No problem. Let me know how it goes


Great! This will come in handy for new projects. Unfortunately we had to create the same thing for our existing stuff.


Does anybody know of anything like this for Django? I'm very much interested in better integration between client-side and server-side code. I'm really not sold on the client-side MVC paradigm, and I think this sounds like an awesome alternative.


This is brilliant, looking forward to using this.

Is this in use anywhere?


I just pushed out the official release this weekend and don't have any apps yet running in production. My goal is to have people start building out apps and support any uncovered use cases that crop up. Having said that, there's no reason this can't be run in production and I plan on deploying a couple example apps so people can play around.


This looks perfect for a current project with a quite a bit of jQuery and partials.
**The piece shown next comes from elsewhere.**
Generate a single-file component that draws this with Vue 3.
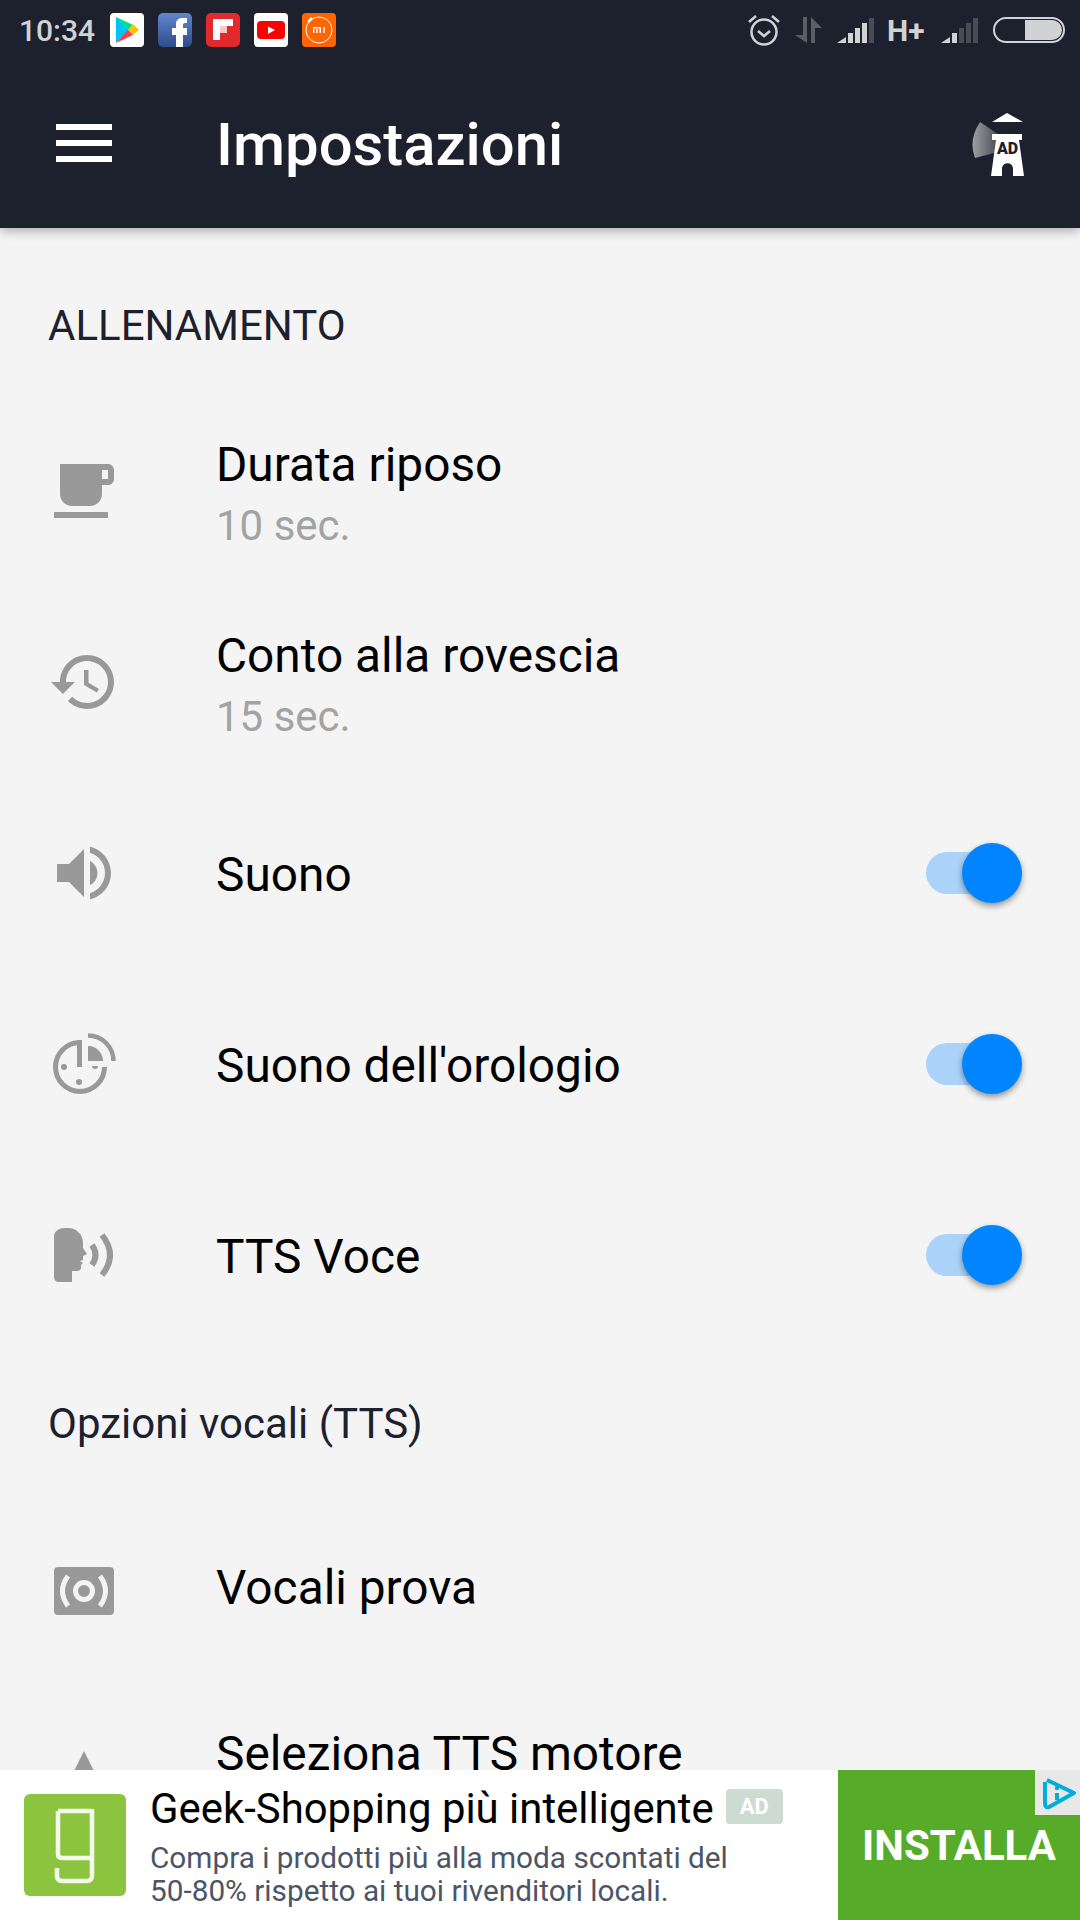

I may just redo using Sync. Do you have any recommendations for using on Heroku? Should I just use Pusher? Also does this work with Rails 4?


Faye will gladly run on Heroku with a foreman process, but I think Pusher is a tough choice to beat to get you up and running quickly. Sync does indeed support Rails 4. In fact, the demo app in the screencast is a Rails 4 app :)


So either Pusher or Faye are required, and Pusher is a commercial service, whilst Faye requires a dyno to run on Heroku? Have I got that right? TBH I'm not familiar with either Pusher or Faye, so just trying to grok the dependancies for Sync.


That's correct. If on Heroku, Faye would run in it's own dyno process, while Pusher is a commercial product. Sync requires a pubsub server to talk to, so either is a must. I suggest prototyping out with the Pusher free plan if you just want to throw something up to experiment with.


This is awesome! The next time I need functionality similar to what a client-side MVC framework provides, I'll give this a try first.


awesome, great way to spike out real time behavior in minutes.


Very cool, I like


Wow. I'm really impressed. Great work, Chris.


OMG this is great - should be a standard part of rails.